War of words …as two fishermen groups disagree over closed season timeline

Drama yesterday unfolded at a news conference organised by the Ghana National Canoe Fishermen Council (GNFC) in Accra, to kick against the timeline announced by the government for this year’s closed season.

In what could be described as an internal wrangling, a section of the council openly opposed the group’s stance and intermittently interrupted proceedings after delaying the start of the conference for close to 30 minutes.

The dissenting section, based at areas including Jamestown, La and Osu, in Accra,  who wore  white bands,  endorsed the May timeline, stating that it was most favourable than the July one proposed by the group.

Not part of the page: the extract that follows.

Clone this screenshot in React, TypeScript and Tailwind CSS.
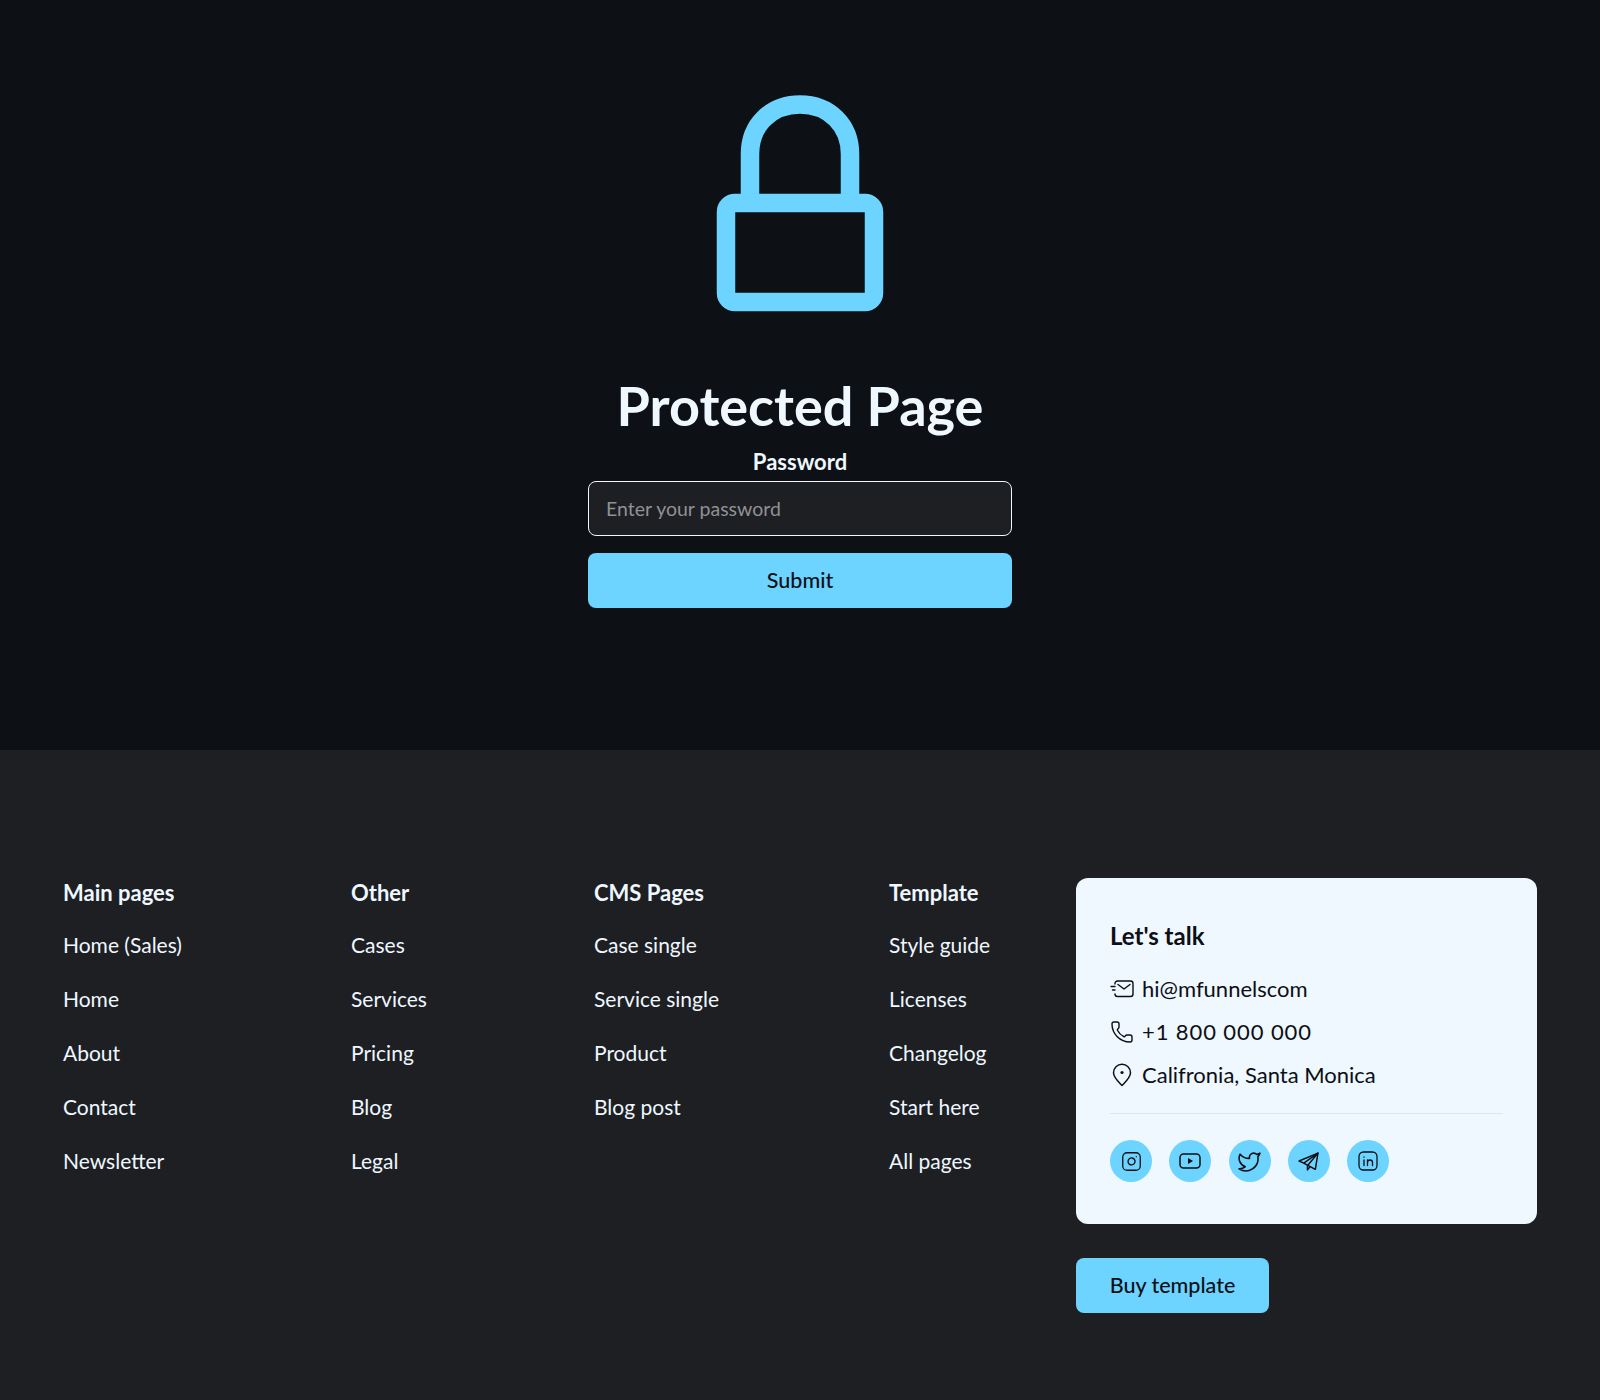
import { Instagram, Twitter, Phone } from "lucide-react";

const columns = [
  { title: "Main pages", width: "w-[288px]", links: ["Home (Sales)", "Home", "About", "Contact", "Newsletter"] },
  { title: "Other", width: "w-[243px]", links: ["Cases", "Services", "Pricing", "Blog", "Legal"] },
  { title: "CMS Pages", width: "w-[295px]", links: ["Case single", "Service single", "Product", "Blog post"] },
  { title: "Template", width: "w-[187px]", links: ["Style guide", "Licenses", "Changelog", "Start here", "All pages"] },
];

function LockIcon() {
  return (
    <svg width="168" height="218" viewBox="0 0 168 218" fill="none" stroke="#6dd3ff" strokeWidth="18.5">
      <path d="M34 100V59C34 30 55 9.5 84 9.5S134 30 134 59V100" />
      <rect x="10" y="108" width="148" height="99" rx="9" />
    </svg>
  );
}

function MailIcon() {
  return (
    <svg width="24" height="18" viewBox="0 0 24 18" fill="none" stroke="#0c0f14" strokeWidth="1.4" strokeLinecap="round" strokeLinejoin="round">
      <path d="M5 4V3.5C5 2 6 1 7.5 1H20.5C22 1 23 2 23 3.5V14C23 15.5 22 16.5 20.5 16.5H7.5C6 16.5 5 15.5 5 14" />
      <path d="M8 4.5L14 9L20 4.5" />
      <path d="M1 6.5H5M2.5 10H5" />
    </svg>
  );
}

function PinIcon() {
  return (
    <svg width="20" height="24" viewBox="0 0 20 24" fill="none" stroke="#0c0f14" strokeWidth="1.5" strokeLinejoin="round">
      <path d="M10 22.5C6 18.5 1.5 14.5 1.5 9.8A8.5 8.5 0 0 1 18.5 9.8C18.5 14.5 14 18.5 10 22.5Z" />
      <circle cx="10" cy="9.5" r="1.6" fill="#0c0f14" stroke="none" />
    </svg>
  );
}

function YoutubeIcon() {
  return (
    <svg width="22" height="16" viewBox="0 0 22 16" fill="none" stroke="#0c0f14" strokeWidth="1.5">
      <rect x="1" y="1" width="20" height="14" rx="3.5" />
      <path d="M9 5L14 8L9 11Z" fill="#0c0f14" stroke="none" />
    </svg>
  );
}

function TelegramIcon() {
  return (
    <svg width="21" height="21" viewBox="0 0 20 20" fill="none" stroke="#0c0f14" strokeWidth="1.4" strokeLinejoin="round">
      <path d="M1 9.5L19 2L16.5 17.5L5.5 11.5L1 9.5Z" />
      <path d="M5.5 11.5L19 2L9 14L9 18L11.5 15" />
    </svg>
  );
}

function LinkedinIcon() {
  return (
    <svg width="20" height="20" viewBox="0 0 20 20" fill="none" stroke="#0c0f14" strokeWidth="1.3" strokeLinecap="round">
      <rect x="1" y="1" width="18" height="18" rx="4.5" />
      <path d="M6 9V14.5M6 6V6.2" />
      <path d="M9.5 14.5V9M9.5 11.5C9.5 10 10.6 9 12 9C13.4 9 14.5 10 14.5 11.5V14.5" />
    </svg>
  );
}

function SocialButton({ children }: { children: React.ReactNode }) {
  return <div className="w-[42px] h-[42px] rounded-full bg-[#6dd3ff] flex items-center justify-center">{children}</div>;
}

export default function App() {
  return (
    <div className="w-[1600px] h-[1400px] font-['Lato',sans-serif] bg-[#1d1f23]">
      {/* protected form */}
      <section className="h-[750px] bg-[#0d1015] flex flex-col items-center pt-[95px]">
        <LockIcon />
        <h1 className="mt-[59px] text-[54px] leading-[68px] font-bold text-[#eff7ff]">Protected Page</h1>
        <label className="mt-[7px] text-[22px] leading-[30px] font-bold text-[#eff7ff]">Password</label>
        <div className="mt-[4px] w-[424px] h-[55px] rounded-lg border border-[#eff7ff] bg-[#1d1f23] flex items-center px-[17px] text-[19.5px] text-[#8e9196]">
          Enter your password
        </div>
        <button className="mt-[17px] w-[424px] h-[55px] rounded-lg bg-[#6dd3ff] text-[21.5px] font-medium text-[#0c0f14]">Submit</button>
      </section>

      {/* footer */}
      <footer className="flex pt-[128px] pl-[63px]">
        {columns.map((col) => (
          <div key={col.title} className={`${col.width} flex flex-col gap-[24px]`}>
            <h4 className="mb-[-2px] text-[22px] leading-[30px] font-bold text-[#eff7ff]">{col.title}</h4>
            {col.links.map((l) => (
              <a key={l} className="text-[21px] leading-[30px] text-[#eff7ff]">{l}</a>
            ))}
          </div>
        ))}
        <div className="w-[461px] flex flex-col items-start gap-[34px]">
          <div className="w-[461px] h-[346px] rounded-xl bg-[#eff7ff] px-[34px] pt-[43px] text-[#0c0f14]">
            <h4 className="text-[24px] leading-[30px] font-bold">Let's talk</h4>
            <div className="mt-[23px] flex flex-col gap-[13px] text-[22px] leading-[30px]">
              <div className="flex items-center gap-[8px]"><MailIcon /><span>hi@mfunnelscom</span></div>
              <div className="flex items-center gap-[8px]"><Phone size={24} strokeWidth={1.4} /><span className="tracking-[0.9px]">+1 800 000 000</span></div>
              <div className="flex items-center gap-[10px] pl-[2px]"><PinIcon /><span>Califronia, Santa Monica</span></div>
            </div>
            <div className="mt-[23px] h-px bg-[#dde6ee]" />
            <div className="mt-[26px] flex gap-[17.3px]">
              <SocialButton><Instagram size={21} strokeWidth={1.5} /></SocialButton>
              <SocialButton><YoutubeIcon /></SocialButton>
              <SocialButton><Twitter size={25} strokeWidth={1.5} /></SocialButton>
              <SocialButton><TelegramIcon /></SocialButton>
              <SocialButton><LinkedinIcon /></SocialButton>
            </div>
          </div>
          <button className="w-[193px] h-[55px] rounded-lg bg-[#6dd3ff] text-[21.5px] font-medium text-[#0c0f14]">Buy template</button>
        </div>
      </footer>
    </div>
  );
}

However, the heated arguments and chanting, which compelled some journalists to threaten to boycott the conference, did not stop the organisers from sending their message across.

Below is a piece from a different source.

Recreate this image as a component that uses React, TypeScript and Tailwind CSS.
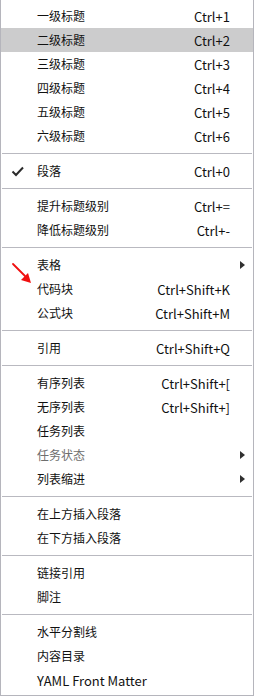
import React from 'react';

type Item =
  | { type: 'sep' }
  | {
      type?: 'item';
      label: string;
      shortcut?: string;
      checked?: boolean;
      active?: boolean;
      disabled?: boolean;
      submenu?: boolean;
      arrow?: boolean;
      latin?: boolean;
    };

const items: Item[] = [
  { label: '一级标题', shortcut: 'Ctrl+1' },
  { label: '二级标题', shortcut: 'Ctrl+2', active: true },
  { label: '三级标题', shortcut: 'Ctrl+3' },
  { label: '四级标题', shortcut: 'Ctrl+4' },
  { label: '五级标题', shortcut: 'Ctrl+5' },
  { label: '六级标题', shortcut: 'Ctrl+6' },
  { type: 'sep' },
  { label: '段落', shortcut: 'Ctrl+0', checked: true },
  { type: 'sep' },
  { label: '提升标题级别', shortcut: 'Ctrl+=' },
  { label: '降低标题级别', shortcut: 'Ctrl+-' },
  { type: 'sep' },
  { label: '表格', submenu: true },
  { label: '代码块', shortcut: 'Ctrl+Shift+K', arrow: true },
  { label: '公式块', shortcut: 'Ctrl+Shift+M' },
  { type: 'sep' },
  { label: '引用', shortcut: 'Ctrl+Shift+Q' },
  { type: 'sep' },
  { label: '有序列表', shortcut: 'Ctrl+Shift+[' },
  { label: '无序列表', shortcut: 'Ctrl+Shift+]' },
  { label: '任务列表' },
  { label: '任务状态', submenu: true, disabled: true },
  { label: '列表缩进', submenu: true },
  { type: 'sep' },
  { label: '在上方插入段落' },
  { label: '在下方插入段落' },
  { type: 'sep' },
  { label: '链接引用' },
  { label: '脚注' },
  { type: 'sep' },
  { label: '水平分割线' },
  { label: '内容目录' },
  { label: 'YAML Front Matter', latin: true },
];

const CheckMark = () => (
  <svg width="14" height="14" viewBox="0 0 14 14" className="ml-[10px]">
    <path d="M1.5 7.5 L5 11 L12 3.5" fill="none" stroke="#2b2b2b" strokeWidth="2" />
  </svg>
);

// red annotation arrow pointing at the code block entry
const RedArrow = () => (
  <svg
    width="24"
    height="24"
    viewBox="0 0 24 24"
    className="absolute left-[9px] top-[-15px] pointer-events-none"
  >
    <path d="M3 2 L15 14" stroke="#f01010" strokeWidth="1.8" strokeLinecap="round" />
    <path d="M11 18 L18 11 L21 21 Z" fill="#f01010" />
  </svg>
);

const MenuRow: React.FC<{ item: Exclude<Item, { type: 'sep' }> }> = ({ item }) => (
  <div
    className={`relative flex items-center h-[24px] ${
      item.active ? 'bg-[#cccccd]' : ''
    } ${item.disabled ? 'text-[#6e6e6e]' : 'text-[#111111]'}`}
  >
    <div className="w-[36px] flex items-center">{item.checked && <CheckMark />}</div>
    {item.arrow && <RedArrow />}
    <span className={`flex-1 whitespace-nowrap ${item.latin ? 'text-[13px]' : ''}`}>
      {item.label}
    </span>
    {item.shortcut && <span className="whitespace-nowrap text-[13px]">{item.shortcut}</span>}
    <div className="w-[23px] flex items-center">
      {item.submenu && (
        <div className="ml-[10px] w-0 h-0 border-y-[4px] border-y-transparent border-l-[5px] border-l-[#303030]" />
      )}
    </div>
  </div>
);

export default function App() {
  return (
    <div
      className="w-[254px] h-[696px] bg-white border-x border-b border-[#b5b5bc] pt-[4px] pb-[3px] text-[12px] leading-none"
      style={{ fontFamily: '"Noto Sans CJK SC", sans-serif' }}
    >
      {items.map((item, i) =>
        item.type === 'sep' ? (
          <div key={i} className="h-[11px] flex items-center px-px">
            <div className="h-px w-full bg-[#b9b9c0]" />
          </div>
        ) : (
          <MenuRow key={i} item={item} />
        )
      )}
    </div>
  );
}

Government, last month, announced May 15 to June 15, 2019 as dates for the closed season to enable the country’s territorial waters replenish its depleting fish stock.

The depleting stocks, estimated to cost the country losses of several millions annually, is as a result of Illegal, unregulated and unreported (IUU) fishing practices.

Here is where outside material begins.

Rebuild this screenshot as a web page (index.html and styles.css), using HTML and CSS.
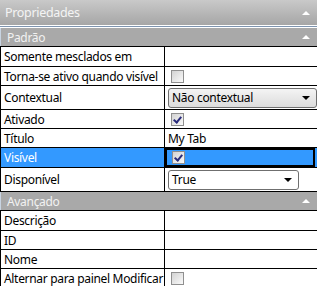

The Minister of Fisheries and Aquaculture Development, Elizabeth Afoley Quaye, announcing the timeline said it was agreed upon after extensive consultation and stakeholder engagements.

The ban on fishing was postponed from 2018 to 2019 following concerns expressed by players in the industry including insufficient consultation and unfavourable timeline.

Explaining the council’s opposition to this year’s timeline, Nii Abeo Kyerekuandah IV, the executive secretary clarified that the council was not against the closed season but the declared timeline.

He said the council did not understand why the ministry chose a different timeline aside July 1 to July 31, 2019 provided by a scientific and technical working group, made up of eminent fish scientists.

He stated that the 13-member group , chaired by  Prof. Dr Kobina Yankson of the University of Cape Coast , had representation from  National Fisheries Association of Ghana, Ghana National Canoe  Fishermen Council , Ghana Industrial Trawlers  Association  and  Ghana Inshore Fishers Association.

Others, Nii Kyerekuandah IV, said, were from Fisheries Commission, University of Ghana, National Fish Processors and Traders Association, Hen Mpoano and Friends of the Nation, two non-governmental organisations.

He said the stakeholders determined the timeline based on “Best Scientific Information/Evidence available” in line with Fisheries Act 2002(Act 625) and the Code of Ethics for Responsible Fisheries.

He said the scientific evidence which led to the determination of the timeline was meticulously discussed at a forum before the date was “unanimously accepted for adoption.”

Nii Kyerekuandah IV pointed out that according to the working group, the July timeline would result in an impact of 20 per cent or more as compared to the May timeline of which the impact is pegged at five per cent or less.

Casting doubt that the Fisheries Ministry held any stakeholders meeting on the May timeline, he challenged the ministry to provide evidence including records of meeting proceedings, names and credentials of stakeholders and inputs at the said stakeholders meeting the ministry had.

While at it, he asked the ministry to concentrate on resolving more pressing fisheries issues, including the use of increasing number of trawlers and activities of transhipment of fish on high seas, locally known as Saiko.

He said it was estimated that almost 100,000 metric tonnes of fish were landed illegally through Saiko in 2017 alone, accuring a loss of about $ 50million revenue to the state.

Efforts to seek explanation from the sector ministry were unsuccessful as the paper was informed that the Minister, the Chief Director and the head of the Fisheries Commission who could speak on the issue were out of the country.